Tuesday, November 11, 2008

Help Wanted For Boy's School

St. Vincent Grammar School contact information :
Mr. Frank Jones
Head-Master
St. Vincent Grammar School
P. O. Box 369
St. Vincent and the Grenadines.
Phone number : 784-456-1337
E-mail : svgschool@hotmail.com

Lab equipment needed at Grammar School
17.OCT.08

Editor: The St. Vincent Boys’ Grammar School - of which I am an alumnus - celebrated the centenary of its existence this year. I am told that the event was marked with a series of activities throughout the year, culminating in a grand finale at the Victoria Park some time early in September.

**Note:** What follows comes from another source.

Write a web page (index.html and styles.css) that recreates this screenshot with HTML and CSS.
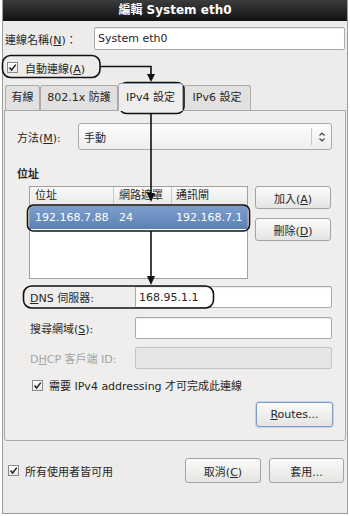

I visited St. Vincent during the last week of September and took the opportunity to pay a visit to my old school. As I expected, much had changed over the fifty odd years since I left those hallowed halls: there is no vestige of the old school as I knew it; the enrolment is much larger and as a consequence the physical plant and the staff are larger; the teachers are no longer all male, the majority seem to be of the fairer sex; while the senior pupils are still required to wear ties, apparently the male teachers are not.

Some aspects of the change I witnessed are nothing of which I could be proud. I was somewhat taken aback by the writing on the walls of the classroom I visited and at the apparent lack of discipline among some of the boys. My greatest shock and disappointment, however, came when I visited the science laboratories.

No fire extinguishers

Having spent my entire professional career in the Life Sciences, I paid the Biology Laboratory a visit. I met with one of the Biology teachers who took me to the Laboratory where I saw a skeleton, a number of desks and a cylinder or two of what I assumed was propane. I asked: “Where are your microscopes?” The reply, “We have none!” I asked: “Where are the fire extinguishers?” The reply here was no different from the first.

Biology, like other subjects in the sciences, is a practical subject that requires the running of Laboratory classes. These classes are designed to provide students with first-hand experience with concepts dealt with in the course and the opportunity to explore methods used by scientists in their discipline. Further they are designed to develop in the student, certain skills - manipulation, observation, recording (by way of drawings and diagrams, graphs, tables, narratives), drawing inferences from observed data, making measurements and determining magnifications, to mention a few.

One of the key instruments used in making observations in a Biology Laboratory is the microscope. Some pupils offer Biology as a subject at the CSEC examinations of the Caribbean Examination Council. The syllabus is divided into five sections (A-E), for each of which there is a suggested time-table allocation. It is suggested that Section B (Life Processes) be allocated 40 weeks of the 65 weeks over which the course should be run. The next highest time allocation is to Section C, which is allocated 10 weeks. This gives an indication of the amount of material to be covered and, to an extent, the importance of the section.

Poor substitute

In Section B, as a specific objective, students are expected to “relate the structure of the leaf of a flowering plant to its function in photosynthesis.” The syllabus states that “The external features and the internal structure of a dicotyledonous leaf as seen in cross section under the light microscope” is necessary. Other parts of that section also require the use of a microscope. Textbook diagrams and drawings are a poor substitute for the actual material. One of the characteristics of living organisms is the variability that exists among and within a group. The powers of observation to note differences cannot be sharpened by examining a textbook figure.

If indeed there are no microscopes - and I have no reason to doubt the teacher- the pupils are at a definite disadvantage and it is to the credit of both the pupils and their teachers that some of them obtain Grades of 1 in the subject. However, they are apparently not acquiring some of the skills that are necessary for further study in the subject area.

A good 100-year birthday gift from alumni of the school would be a set of stereoscopic and compound microscopes. I am appealing to fellow old boys to join me in a fund raising effort or making a donation to give the school such a gift. To that end I have suggested to the Biology teacher with whom I spoke that he gets a cupboard with a dehumidifier in which microscopes can be stored, for in the tropics, fungi tend to grow on the lenses if the instruments are not stored under proper conditions.